Instruction -> Check each line of the data for "this" and select those that have it.

%%

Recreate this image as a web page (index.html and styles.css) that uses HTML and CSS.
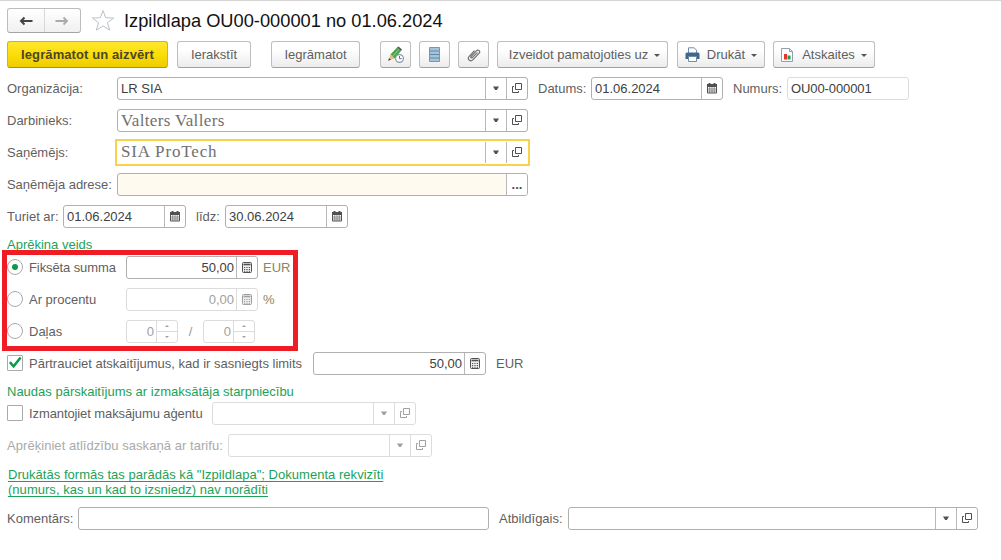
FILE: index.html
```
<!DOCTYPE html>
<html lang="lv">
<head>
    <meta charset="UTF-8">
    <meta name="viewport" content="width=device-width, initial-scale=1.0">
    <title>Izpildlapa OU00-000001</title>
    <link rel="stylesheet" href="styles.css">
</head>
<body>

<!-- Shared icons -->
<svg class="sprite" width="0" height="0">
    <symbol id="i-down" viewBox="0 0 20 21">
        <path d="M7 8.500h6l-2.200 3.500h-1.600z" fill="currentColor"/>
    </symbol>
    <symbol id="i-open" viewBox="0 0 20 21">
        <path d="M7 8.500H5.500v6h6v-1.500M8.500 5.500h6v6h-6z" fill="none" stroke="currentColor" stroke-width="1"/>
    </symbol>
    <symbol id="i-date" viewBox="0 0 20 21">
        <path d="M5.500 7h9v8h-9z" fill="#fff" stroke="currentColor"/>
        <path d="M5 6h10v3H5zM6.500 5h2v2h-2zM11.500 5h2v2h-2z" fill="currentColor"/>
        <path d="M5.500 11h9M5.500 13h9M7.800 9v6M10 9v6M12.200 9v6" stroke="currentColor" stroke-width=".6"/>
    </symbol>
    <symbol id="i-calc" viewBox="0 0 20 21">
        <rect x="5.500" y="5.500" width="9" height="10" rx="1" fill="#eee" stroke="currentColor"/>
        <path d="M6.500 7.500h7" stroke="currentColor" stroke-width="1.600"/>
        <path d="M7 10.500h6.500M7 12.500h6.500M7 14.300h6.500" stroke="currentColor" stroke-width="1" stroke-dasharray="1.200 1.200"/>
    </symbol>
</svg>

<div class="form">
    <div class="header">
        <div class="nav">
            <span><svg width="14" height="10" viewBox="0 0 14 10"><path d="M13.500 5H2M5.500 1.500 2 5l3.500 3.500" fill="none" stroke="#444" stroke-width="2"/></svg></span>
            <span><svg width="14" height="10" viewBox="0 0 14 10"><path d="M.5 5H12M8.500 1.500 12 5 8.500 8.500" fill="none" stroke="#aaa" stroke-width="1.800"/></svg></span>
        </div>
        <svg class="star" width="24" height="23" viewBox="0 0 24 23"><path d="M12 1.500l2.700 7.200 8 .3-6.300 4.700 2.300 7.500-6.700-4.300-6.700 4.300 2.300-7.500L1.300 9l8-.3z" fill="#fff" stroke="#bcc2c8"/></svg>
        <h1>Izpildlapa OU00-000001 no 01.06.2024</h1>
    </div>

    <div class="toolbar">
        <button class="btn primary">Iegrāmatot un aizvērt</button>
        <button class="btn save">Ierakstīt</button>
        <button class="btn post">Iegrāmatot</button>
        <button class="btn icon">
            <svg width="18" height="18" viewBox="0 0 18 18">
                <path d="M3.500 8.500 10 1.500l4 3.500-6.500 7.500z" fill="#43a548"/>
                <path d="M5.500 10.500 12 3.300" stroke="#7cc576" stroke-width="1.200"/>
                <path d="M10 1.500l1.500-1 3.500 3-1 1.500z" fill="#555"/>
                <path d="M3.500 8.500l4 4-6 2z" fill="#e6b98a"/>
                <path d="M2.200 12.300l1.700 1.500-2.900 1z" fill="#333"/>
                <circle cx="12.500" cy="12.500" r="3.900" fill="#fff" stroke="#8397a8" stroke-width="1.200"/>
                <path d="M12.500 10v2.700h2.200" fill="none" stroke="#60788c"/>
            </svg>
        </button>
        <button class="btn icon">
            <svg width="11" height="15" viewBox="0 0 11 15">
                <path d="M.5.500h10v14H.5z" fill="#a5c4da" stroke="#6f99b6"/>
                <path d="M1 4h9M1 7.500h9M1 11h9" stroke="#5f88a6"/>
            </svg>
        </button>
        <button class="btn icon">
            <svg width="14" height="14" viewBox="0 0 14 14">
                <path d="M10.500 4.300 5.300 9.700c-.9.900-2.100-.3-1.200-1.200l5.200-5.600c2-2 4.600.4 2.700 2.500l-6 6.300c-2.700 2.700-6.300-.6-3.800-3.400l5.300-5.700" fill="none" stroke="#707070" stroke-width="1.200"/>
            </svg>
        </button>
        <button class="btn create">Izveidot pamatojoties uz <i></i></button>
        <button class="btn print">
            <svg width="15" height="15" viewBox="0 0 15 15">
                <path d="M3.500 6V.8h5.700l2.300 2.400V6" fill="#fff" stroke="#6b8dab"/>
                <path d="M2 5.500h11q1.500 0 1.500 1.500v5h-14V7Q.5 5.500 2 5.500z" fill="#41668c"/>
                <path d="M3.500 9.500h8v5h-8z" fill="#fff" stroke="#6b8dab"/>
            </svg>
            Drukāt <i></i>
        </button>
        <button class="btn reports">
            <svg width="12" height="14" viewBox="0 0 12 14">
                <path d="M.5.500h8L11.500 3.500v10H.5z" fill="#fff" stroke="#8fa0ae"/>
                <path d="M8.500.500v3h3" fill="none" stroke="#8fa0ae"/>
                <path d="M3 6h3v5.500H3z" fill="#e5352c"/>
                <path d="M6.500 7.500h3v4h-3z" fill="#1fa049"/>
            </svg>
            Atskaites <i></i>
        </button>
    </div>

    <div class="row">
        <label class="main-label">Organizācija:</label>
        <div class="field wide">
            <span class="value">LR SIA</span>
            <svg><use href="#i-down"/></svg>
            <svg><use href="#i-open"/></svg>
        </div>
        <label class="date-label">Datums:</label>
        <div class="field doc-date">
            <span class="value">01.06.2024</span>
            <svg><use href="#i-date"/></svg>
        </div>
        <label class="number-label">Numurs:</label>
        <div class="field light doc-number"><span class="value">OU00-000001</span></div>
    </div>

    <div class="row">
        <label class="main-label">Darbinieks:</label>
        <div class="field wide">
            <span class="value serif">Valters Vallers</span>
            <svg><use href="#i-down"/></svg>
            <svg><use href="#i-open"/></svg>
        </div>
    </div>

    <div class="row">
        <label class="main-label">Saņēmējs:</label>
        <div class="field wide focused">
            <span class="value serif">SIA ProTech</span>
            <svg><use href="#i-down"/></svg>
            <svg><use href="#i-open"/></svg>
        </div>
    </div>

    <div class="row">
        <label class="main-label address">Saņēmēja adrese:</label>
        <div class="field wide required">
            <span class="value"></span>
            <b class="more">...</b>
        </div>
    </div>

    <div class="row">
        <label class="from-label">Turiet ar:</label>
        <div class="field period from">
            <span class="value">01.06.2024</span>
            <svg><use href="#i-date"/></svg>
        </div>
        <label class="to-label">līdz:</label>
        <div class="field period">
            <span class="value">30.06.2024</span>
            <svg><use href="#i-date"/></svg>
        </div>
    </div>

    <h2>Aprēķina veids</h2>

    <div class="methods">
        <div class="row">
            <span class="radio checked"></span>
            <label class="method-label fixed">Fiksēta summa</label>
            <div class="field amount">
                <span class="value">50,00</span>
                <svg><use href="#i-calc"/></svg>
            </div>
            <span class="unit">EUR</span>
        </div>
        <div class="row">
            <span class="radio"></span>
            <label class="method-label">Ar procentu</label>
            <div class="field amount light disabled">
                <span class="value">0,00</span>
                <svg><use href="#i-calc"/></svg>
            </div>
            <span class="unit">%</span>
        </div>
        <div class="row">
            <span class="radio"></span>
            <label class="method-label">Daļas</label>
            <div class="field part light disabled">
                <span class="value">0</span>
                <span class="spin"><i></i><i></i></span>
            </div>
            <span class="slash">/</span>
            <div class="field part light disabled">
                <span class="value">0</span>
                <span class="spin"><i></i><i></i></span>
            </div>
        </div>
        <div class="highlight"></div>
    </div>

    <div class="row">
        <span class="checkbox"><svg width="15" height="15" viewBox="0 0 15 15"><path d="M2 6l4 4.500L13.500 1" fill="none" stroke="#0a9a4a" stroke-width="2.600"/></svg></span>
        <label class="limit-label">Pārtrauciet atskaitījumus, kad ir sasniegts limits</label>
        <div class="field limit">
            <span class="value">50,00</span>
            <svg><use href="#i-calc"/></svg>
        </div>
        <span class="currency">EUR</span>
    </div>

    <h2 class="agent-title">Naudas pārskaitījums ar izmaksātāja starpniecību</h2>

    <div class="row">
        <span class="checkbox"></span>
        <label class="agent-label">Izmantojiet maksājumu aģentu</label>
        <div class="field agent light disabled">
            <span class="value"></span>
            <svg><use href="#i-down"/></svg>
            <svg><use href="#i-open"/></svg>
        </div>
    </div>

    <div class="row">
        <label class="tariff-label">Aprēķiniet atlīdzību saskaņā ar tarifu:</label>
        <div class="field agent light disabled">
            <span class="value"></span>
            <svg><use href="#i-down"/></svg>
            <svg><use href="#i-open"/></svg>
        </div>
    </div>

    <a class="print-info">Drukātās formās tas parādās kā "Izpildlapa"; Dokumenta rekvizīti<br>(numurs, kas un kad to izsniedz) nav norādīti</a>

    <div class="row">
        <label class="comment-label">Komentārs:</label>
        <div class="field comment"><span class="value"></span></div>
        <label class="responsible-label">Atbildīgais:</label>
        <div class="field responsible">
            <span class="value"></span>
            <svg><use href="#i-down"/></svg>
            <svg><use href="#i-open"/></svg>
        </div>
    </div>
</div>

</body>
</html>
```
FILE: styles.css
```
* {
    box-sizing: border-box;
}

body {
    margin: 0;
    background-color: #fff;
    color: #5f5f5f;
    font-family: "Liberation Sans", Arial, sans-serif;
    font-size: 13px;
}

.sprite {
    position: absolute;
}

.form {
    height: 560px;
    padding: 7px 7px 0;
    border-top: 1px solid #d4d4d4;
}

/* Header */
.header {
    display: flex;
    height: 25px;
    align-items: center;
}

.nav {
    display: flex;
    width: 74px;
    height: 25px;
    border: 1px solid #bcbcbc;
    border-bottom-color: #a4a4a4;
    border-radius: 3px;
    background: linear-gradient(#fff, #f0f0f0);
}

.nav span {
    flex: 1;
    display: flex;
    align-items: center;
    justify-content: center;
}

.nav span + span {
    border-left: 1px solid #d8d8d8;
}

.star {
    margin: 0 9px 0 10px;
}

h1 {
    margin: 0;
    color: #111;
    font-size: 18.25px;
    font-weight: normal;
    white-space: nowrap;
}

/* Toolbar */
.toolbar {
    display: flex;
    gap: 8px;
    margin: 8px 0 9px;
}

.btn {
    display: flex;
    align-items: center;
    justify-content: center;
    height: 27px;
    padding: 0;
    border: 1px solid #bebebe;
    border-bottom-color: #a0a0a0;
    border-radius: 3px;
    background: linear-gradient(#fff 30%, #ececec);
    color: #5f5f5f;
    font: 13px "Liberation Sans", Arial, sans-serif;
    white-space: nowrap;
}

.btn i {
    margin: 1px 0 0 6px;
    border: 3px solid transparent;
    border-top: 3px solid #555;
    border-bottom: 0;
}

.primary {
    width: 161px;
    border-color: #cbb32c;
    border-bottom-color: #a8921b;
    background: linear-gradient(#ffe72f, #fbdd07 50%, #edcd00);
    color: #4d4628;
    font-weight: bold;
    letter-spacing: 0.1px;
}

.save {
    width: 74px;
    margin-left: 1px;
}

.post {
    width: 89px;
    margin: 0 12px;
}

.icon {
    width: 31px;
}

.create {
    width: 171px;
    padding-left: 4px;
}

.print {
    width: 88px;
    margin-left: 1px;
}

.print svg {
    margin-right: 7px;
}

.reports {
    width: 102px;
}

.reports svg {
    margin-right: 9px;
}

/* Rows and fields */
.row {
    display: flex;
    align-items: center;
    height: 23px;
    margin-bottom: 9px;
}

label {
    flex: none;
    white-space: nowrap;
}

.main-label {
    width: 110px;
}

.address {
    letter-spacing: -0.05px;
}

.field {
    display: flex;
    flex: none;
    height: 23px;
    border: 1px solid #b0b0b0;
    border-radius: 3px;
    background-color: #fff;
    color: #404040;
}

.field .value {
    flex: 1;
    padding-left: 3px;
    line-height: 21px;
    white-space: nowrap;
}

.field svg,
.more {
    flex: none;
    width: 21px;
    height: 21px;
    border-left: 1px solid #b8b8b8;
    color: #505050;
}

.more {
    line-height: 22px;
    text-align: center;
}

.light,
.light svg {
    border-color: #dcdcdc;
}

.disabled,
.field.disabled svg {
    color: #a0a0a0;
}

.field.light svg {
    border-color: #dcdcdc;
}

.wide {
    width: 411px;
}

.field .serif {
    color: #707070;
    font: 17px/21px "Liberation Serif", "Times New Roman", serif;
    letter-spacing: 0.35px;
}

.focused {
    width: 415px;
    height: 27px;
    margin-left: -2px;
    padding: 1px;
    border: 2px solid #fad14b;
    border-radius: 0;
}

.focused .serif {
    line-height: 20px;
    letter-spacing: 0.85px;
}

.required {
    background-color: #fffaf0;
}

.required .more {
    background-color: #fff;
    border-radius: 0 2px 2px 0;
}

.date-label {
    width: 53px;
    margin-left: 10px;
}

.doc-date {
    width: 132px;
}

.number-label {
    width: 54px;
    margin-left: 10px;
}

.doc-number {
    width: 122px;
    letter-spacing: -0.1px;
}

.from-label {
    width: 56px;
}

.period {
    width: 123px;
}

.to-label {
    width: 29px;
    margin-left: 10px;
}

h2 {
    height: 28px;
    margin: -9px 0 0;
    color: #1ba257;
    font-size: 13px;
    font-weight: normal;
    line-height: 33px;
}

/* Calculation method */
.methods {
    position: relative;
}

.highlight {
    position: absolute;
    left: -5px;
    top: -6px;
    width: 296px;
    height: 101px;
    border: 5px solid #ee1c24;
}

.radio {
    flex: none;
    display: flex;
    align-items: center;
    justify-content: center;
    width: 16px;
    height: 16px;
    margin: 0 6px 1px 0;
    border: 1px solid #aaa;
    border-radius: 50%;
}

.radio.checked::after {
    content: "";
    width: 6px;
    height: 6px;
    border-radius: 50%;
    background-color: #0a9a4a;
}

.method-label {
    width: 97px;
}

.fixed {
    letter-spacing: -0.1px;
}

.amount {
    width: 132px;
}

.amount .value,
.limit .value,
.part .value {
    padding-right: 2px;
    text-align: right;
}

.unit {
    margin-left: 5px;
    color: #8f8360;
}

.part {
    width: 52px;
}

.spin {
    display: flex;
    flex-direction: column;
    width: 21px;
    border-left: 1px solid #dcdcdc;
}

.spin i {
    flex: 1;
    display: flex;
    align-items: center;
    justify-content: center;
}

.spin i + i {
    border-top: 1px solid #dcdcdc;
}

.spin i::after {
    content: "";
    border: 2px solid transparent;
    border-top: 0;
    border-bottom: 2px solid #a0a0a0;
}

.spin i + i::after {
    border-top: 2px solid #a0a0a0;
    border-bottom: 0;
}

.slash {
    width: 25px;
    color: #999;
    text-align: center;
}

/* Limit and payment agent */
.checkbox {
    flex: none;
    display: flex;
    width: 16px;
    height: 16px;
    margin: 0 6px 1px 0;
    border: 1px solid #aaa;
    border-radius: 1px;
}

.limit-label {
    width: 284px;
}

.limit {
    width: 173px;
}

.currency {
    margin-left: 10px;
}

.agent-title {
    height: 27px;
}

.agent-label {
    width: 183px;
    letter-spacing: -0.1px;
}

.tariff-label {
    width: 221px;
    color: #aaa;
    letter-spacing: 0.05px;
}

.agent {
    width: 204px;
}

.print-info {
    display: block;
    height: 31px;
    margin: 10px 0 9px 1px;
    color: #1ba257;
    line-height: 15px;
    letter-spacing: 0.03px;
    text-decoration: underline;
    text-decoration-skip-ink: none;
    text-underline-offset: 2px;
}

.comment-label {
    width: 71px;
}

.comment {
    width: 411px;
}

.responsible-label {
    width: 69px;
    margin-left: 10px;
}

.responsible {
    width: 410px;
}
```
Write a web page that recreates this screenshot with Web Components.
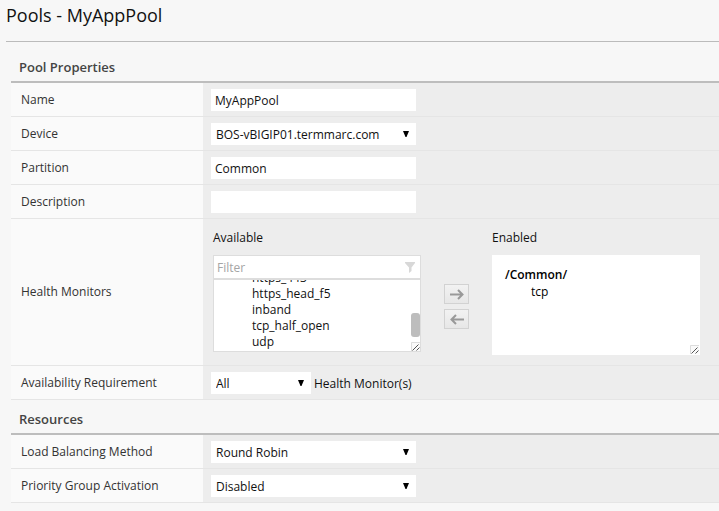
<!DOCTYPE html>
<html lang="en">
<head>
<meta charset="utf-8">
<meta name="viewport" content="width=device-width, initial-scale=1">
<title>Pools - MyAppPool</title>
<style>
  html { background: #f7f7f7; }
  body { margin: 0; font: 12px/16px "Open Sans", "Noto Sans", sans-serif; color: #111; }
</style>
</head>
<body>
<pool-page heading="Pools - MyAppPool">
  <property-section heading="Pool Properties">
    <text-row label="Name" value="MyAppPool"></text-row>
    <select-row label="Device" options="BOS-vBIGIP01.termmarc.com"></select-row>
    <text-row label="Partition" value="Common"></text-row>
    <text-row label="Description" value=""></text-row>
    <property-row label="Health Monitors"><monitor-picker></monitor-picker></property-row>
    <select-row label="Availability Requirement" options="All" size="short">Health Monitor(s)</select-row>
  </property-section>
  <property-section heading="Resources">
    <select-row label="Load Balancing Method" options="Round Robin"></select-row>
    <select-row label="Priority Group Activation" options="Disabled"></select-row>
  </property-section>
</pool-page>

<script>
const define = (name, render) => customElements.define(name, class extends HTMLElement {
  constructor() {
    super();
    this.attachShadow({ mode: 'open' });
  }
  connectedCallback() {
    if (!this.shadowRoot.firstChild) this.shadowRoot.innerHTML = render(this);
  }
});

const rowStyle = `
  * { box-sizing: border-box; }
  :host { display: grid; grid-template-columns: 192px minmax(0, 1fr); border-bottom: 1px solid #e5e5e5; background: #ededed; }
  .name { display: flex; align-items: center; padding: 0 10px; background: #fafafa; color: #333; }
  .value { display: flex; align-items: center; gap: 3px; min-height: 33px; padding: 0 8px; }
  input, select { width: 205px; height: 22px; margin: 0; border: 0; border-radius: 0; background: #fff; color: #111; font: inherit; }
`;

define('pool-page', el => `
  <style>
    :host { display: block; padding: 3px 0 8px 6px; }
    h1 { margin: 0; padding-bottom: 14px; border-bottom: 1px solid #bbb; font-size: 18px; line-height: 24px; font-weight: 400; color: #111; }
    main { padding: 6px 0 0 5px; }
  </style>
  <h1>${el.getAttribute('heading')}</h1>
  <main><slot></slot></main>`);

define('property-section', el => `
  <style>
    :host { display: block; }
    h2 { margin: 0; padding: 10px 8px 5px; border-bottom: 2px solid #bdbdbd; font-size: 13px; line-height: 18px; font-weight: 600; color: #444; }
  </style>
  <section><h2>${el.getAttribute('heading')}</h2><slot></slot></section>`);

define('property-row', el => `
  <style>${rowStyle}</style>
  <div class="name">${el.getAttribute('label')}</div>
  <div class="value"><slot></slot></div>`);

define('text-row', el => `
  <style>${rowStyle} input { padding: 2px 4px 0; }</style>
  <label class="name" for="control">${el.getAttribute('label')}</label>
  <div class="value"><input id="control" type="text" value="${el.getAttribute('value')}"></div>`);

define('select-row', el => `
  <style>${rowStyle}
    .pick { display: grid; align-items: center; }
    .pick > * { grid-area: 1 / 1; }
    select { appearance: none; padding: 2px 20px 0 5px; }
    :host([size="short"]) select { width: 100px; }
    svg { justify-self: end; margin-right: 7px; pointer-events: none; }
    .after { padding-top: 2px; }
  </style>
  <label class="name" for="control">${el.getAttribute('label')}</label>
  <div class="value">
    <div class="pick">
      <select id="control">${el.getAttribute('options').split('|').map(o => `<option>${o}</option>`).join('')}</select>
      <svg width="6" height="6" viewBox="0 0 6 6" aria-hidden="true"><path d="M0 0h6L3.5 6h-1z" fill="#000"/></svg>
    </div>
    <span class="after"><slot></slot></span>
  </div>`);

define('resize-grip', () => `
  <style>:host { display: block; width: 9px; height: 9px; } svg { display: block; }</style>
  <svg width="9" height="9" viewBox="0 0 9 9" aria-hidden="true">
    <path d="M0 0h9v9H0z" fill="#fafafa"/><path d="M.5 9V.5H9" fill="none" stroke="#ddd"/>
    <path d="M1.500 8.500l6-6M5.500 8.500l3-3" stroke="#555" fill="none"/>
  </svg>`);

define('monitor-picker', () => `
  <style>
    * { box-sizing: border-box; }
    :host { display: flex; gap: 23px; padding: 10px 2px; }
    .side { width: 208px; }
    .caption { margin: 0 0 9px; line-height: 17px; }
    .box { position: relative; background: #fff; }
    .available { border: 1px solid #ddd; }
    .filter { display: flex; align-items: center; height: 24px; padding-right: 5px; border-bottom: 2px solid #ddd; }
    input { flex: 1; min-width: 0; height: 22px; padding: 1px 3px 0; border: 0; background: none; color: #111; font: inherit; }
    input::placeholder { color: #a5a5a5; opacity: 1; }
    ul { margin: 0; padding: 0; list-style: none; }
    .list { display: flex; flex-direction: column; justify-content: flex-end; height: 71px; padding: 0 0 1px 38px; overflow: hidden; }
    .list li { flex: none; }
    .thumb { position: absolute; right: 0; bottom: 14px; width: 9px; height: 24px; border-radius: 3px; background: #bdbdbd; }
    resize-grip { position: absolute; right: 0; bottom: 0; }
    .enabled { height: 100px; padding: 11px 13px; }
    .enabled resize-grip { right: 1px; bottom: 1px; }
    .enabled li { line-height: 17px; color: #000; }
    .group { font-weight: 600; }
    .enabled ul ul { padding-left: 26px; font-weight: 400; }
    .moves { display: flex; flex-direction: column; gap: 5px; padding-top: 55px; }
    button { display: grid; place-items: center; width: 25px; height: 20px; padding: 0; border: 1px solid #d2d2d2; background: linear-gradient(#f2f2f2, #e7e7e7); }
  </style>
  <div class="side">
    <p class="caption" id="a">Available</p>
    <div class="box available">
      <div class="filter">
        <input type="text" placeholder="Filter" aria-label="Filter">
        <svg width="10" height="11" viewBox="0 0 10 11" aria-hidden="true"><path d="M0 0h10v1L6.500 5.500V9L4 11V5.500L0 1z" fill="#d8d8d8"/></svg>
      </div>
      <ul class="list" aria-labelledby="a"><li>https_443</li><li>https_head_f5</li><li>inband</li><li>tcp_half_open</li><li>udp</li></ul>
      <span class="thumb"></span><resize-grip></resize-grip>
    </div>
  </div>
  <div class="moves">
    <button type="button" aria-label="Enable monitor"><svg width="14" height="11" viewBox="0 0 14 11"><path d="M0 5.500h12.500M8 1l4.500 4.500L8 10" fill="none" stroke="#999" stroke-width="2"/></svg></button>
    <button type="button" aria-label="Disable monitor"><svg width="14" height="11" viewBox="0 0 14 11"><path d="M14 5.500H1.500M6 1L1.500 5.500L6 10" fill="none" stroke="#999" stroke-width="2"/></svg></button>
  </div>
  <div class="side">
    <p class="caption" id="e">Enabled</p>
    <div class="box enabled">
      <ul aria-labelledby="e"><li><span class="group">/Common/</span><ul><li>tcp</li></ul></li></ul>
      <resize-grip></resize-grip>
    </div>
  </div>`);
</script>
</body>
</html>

%%

Solution to the exercise ->
Recreate this image as a web page (index.html and styles.css) that uses HTML and CSS.
Write a web page that recreates this screenshot with Web Components.
    this.attachShadow({ mode: 'open' });
    if (!this.shadowRoot.firstChild) this.shadowRoot.innerHTML = render(this);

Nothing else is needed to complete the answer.